Without the pictures, please reproduce only the lines from the one with "What Lit and" through the one with "customElement, state, property", both included.
=== Given information ===
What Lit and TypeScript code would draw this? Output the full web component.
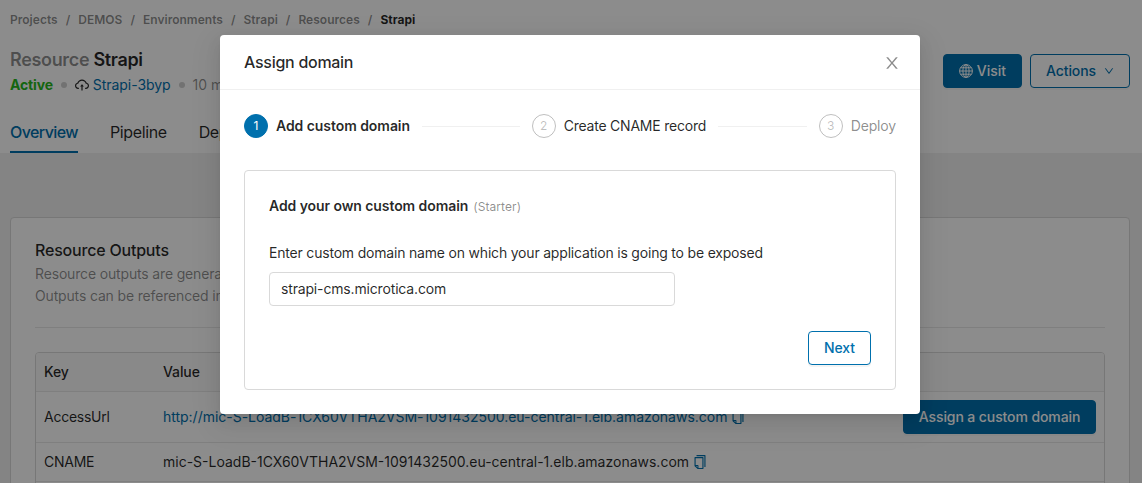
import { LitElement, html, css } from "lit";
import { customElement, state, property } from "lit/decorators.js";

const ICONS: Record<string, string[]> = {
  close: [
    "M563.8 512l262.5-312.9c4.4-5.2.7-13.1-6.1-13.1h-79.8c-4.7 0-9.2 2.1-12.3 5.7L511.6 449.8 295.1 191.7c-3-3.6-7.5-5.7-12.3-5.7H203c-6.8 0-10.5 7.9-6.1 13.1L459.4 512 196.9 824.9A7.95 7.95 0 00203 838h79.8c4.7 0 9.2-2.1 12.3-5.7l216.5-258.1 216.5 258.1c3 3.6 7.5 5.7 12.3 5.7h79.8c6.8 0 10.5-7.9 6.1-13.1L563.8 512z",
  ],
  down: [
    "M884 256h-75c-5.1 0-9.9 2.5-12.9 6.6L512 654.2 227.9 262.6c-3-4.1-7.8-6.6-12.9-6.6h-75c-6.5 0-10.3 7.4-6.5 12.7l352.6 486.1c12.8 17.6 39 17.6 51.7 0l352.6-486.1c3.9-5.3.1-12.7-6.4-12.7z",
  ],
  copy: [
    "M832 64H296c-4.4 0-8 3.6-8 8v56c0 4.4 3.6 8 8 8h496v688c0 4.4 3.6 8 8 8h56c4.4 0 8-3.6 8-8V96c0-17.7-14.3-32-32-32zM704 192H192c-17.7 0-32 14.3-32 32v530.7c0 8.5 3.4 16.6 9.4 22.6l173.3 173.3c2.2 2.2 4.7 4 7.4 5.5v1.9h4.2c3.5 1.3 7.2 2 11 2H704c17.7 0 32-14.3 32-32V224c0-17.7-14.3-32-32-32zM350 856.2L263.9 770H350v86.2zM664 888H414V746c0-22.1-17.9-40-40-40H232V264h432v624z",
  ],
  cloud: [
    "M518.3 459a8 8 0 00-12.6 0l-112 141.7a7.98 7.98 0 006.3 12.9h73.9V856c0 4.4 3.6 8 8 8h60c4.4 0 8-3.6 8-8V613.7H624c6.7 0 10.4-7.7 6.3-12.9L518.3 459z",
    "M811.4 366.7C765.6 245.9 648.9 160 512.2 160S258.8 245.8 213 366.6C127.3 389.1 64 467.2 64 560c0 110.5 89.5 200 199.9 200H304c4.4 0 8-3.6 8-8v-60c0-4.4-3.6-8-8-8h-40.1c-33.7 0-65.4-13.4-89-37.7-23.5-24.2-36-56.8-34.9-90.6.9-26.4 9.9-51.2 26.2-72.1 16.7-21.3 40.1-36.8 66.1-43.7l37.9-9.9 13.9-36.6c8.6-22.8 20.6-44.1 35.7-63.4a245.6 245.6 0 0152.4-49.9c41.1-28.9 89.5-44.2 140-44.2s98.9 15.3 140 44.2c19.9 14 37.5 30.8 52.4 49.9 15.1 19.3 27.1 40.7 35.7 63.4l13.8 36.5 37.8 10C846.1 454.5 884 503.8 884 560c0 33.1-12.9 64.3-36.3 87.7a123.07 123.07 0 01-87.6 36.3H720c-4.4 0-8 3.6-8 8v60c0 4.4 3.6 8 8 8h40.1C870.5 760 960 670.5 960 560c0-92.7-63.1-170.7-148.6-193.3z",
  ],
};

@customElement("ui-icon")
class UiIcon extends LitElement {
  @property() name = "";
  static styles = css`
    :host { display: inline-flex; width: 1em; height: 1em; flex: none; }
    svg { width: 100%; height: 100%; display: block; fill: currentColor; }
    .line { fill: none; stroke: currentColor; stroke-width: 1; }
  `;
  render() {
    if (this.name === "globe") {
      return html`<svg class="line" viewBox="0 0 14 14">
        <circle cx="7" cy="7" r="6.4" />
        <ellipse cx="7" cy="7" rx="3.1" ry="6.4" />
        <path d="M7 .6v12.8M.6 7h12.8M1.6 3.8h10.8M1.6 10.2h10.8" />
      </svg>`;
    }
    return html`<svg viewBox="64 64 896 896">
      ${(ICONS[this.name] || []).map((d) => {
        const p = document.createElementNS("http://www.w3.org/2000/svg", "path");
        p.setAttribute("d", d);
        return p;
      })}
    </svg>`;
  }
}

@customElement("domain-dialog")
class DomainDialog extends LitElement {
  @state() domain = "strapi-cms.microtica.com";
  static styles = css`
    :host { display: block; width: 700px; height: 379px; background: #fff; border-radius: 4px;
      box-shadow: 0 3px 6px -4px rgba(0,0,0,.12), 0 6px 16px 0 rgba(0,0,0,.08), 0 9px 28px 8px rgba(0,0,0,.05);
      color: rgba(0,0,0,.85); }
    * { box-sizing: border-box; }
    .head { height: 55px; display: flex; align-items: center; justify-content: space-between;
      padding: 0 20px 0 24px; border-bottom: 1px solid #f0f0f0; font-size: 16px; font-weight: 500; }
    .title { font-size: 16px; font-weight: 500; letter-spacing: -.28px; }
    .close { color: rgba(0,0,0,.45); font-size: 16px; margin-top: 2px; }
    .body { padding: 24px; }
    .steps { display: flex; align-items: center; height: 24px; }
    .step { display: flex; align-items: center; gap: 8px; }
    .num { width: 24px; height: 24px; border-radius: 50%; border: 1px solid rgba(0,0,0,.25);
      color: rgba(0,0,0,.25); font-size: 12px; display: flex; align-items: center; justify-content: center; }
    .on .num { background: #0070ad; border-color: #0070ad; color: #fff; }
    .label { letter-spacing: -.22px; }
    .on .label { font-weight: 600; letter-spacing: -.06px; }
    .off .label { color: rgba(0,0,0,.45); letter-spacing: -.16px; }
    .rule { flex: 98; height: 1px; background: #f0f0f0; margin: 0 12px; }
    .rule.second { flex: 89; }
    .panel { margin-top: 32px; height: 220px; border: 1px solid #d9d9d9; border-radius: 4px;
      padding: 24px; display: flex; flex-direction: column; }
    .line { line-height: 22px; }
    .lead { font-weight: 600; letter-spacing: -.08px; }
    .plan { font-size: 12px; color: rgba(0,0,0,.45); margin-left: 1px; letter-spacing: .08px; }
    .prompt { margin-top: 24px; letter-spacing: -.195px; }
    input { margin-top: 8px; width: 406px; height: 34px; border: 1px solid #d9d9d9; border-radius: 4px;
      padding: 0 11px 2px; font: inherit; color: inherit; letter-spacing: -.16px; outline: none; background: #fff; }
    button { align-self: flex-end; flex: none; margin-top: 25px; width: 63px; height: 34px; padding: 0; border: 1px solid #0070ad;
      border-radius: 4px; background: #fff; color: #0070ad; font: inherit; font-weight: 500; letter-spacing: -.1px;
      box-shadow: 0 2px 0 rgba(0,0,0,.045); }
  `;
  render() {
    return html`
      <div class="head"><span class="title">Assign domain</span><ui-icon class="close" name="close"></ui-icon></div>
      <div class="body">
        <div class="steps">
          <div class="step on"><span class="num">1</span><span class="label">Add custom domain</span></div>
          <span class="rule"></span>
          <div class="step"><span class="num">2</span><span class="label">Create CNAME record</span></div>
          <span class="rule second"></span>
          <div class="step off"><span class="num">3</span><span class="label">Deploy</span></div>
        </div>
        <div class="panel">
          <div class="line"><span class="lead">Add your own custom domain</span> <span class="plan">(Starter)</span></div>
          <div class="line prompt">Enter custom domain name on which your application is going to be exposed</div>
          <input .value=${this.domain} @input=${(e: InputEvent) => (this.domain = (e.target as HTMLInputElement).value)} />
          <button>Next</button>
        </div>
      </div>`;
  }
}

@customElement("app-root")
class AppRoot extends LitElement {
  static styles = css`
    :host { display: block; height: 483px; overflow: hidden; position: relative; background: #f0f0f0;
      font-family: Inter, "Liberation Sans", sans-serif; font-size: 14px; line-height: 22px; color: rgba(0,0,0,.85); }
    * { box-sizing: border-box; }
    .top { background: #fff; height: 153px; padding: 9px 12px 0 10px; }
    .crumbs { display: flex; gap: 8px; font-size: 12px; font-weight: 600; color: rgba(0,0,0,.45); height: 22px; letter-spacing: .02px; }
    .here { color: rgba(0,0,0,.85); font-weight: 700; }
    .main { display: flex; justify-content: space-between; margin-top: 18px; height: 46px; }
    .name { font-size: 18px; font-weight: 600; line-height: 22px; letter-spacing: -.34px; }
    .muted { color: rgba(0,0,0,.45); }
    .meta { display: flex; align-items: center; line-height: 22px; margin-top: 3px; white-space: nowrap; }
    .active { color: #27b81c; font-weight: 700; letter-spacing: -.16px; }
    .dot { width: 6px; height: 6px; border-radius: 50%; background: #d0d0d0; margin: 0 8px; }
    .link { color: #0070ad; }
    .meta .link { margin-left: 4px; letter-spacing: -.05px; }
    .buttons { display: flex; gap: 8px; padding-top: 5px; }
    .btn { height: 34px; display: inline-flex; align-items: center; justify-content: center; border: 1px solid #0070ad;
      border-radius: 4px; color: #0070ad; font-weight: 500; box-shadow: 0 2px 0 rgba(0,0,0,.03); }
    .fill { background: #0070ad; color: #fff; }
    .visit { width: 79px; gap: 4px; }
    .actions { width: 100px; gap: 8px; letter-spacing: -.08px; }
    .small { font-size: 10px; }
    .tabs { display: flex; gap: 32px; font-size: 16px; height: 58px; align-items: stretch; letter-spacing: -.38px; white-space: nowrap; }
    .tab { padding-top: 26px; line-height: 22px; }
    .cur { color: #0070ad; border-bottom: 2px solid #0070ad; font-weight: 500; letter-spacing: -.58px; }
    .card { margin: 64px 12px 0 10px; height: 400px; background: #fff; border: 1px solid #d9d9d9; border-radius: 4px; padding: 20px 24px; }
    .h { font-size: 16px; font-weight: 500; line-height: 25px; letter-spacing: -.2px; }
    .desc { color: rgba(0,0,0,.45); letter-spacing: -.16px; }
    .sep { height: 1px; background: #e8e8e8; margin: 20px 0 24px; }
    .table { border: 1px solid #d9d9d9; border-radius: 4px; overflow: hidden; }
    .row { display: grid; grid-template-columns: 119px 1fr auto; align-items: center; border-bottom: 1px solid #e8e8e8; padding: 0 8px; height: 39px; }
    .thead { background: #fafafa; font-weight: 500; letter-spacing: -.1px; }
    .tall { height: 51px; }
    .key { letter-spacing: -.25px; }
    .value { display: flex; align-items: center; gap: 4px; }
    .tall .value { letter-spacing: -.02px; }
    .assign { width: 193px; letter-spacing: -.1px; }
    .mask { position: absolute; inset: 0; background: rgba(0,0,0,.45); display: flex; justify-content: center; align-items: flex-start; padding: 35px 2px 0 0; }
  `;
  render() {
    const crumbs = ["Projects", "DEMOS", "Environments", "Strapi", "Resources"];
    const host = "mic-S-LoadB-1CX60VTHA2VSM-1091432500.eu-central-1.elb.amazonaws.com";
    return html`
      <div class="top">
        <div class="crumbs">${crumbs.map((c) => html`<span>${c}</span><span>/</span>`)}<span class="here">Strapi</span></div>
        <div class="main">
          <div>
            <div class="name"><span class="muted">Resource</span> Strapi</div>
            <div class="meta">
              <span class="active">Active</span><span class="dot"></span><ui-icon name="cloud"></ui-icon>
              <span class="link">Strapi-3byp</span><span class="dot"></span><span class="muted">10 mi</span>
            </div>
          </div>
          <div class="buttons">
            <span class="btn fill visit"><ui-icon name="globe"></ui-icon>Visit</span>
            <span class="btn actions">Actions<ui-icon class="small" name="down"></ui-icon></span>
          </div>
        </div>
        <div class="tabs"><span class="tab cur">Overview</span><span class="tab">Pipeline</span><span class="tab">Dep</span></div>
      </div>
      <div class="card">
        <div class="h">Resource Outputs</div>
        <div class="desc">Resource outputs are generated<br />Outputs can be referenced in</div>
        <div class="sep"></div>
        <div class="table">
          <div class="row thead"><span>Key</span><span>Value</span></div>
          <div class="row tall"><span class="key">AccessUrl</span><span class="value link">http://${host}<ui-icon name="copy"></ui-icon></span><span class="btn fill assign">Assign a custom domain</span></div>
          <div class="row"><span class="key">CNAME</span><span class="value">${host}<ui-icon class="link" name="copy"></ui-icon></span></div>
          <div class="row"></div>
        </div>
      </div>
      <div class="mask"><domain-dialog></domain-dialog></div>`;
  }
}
===
=== Given information ===
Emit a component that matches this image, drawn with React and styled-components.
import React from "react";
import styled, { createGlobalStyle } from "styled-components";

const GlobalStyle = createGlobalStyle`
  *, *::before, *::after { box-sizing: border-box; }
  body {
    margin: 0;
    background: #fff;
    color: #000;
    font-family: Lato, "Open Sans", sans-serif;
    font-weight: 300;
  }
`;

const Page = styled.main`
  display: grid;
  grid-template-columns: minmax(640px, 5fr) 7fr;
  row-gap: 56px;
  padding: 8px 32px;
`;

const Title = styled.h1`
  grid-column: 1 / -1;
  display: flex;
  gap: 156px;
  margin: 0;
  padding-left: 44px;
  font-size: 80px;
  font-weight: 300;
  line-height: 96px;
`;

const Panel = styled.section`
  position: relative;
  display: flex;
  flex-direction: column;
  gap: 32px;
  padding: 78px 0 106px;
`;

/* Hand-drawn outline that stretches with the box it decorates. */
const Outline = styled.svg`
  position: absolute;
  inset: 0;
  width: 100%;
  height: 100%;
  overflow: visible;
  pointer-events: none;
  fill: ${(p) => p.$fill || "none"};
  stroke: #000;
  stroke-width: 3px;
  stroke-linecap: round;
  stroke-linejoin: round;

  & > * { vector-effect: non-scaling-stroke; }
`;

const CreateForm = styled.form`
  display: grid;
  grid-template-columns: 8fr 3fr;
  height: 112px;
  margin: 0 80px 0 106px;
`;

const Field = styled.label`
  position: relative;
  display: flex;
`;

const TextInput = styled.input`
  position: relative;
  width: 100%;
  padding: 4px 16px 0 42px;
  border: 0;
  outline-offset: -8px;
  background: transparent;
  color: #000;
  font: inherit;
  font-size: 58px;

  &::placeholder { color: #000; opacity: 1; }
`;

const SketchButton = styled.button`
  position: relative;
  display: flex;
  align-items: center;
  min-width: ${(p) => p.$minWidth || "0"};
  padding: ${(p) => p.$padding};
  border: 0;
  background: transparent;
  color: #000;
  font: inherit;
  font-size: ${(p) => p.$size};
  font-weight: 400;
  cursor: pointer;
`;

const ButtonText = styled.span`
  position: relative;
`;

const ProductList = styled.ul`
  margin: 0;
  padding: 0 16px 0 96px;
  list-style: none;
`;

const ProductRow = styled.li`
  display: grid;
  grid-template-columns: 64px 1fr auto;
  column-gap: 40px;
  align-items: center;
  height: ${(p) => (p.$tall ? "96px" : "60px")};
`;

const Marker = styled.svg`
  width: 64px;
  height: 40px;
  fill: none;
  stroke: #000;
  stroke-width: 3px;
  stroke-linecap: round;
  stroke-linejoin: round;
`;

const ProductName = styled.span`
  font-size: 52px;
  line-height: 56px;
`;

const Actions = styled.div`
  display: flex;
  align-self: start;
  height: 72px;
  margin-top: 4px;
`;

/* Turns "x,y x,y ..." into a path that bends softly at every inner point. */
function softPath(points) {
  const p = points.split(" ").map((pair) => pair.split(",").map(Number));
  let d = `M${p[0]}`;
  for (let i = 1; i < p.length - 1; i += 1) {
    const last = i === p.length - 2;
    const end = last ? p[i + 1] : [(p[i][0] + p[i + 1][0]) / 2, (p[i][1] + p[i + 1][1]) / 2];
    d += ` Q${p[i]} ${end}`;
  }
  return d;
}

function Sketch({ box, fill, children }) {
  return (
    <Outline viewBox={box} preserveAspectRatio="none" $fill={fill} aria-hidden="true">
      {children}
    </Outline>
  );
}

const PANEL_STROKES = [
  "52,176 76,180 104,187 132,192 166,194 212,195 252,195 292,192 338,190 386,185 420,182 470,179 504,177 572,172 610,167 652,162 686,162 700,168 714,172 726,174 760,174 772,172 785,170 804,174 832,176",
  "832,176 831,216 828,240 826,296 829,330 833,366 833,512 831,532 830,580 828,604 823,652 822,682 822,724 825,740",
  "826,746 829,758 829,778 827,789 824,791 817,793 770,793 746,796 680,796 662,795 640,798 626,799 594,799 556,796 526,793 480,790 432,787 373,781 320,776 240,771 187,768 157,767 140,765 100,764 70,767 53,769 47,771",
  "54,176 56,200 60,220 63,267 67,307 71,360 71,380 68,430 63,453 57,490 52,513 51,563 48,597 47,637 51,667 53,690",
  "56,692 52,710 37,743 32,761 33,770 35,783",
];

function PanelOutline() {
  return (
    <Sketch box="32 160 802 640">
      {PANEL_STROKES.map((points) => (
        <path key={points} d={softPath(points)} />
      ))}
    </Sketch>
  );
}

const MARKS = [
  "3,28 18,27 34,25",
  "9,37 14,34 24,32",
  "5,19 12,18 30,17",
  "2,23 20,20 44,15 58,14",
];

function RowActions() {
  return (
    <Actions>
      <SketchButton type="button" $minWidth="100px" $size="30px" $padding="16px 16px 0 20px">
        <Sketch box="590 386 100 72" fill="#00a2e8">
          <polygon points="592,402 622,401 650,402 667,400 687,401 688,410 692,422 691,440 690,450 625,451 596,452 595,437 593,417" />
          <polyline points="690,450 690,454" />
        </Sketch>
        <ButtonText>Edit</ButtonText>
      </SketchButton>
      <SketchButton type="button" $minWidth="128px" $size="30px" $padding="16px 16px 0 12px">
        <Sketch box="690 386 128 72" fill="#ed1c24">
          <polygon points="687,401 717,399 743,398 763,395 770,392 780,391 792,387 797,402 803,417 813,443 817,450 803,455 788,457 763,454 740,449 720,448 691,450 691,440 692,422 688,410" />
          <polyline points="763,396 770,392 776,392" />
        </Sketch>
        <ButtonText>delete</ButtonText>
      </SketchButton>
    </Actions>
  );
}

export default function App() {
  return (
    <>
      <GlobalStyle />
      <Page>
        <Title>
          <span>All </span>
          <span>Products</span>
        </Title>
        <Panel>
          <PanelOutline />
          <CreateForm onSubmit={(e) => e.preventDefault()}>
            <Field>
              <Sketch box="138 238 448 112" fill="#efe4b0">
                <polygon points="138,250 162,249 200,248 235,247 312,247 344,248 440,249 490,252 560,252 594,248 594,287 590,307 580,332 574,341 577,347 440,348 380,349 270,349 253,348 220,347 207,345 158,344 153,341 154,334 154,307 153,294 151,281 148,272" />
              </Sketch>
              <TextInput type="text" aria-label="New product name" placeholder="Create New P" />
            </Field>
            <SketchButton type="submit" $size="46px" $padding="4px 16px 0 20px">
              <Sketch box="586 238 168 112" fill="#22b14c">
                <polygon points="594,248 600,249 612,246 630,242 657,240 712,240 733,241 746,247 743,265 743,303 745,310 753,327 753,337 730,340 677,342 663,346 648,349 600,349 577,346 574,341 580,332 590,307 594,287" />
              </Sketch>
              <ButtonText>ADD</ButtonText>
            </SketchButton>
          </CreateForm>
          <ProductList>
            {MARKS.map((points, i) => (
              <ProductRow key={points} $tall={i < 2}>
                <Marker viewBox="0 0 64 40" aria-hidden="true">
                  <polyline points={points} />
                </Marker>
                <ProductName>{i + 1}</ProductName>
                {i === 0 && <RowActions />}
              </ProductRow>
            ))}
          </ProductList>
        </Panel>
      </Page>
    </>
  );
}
===
Completed exercise ▸
What Lit and TypeScript code would draw this? Output the full web component.
import { LitElement, html, css } from "lit";
import { customElement, state, property } from "lit/decorators.js";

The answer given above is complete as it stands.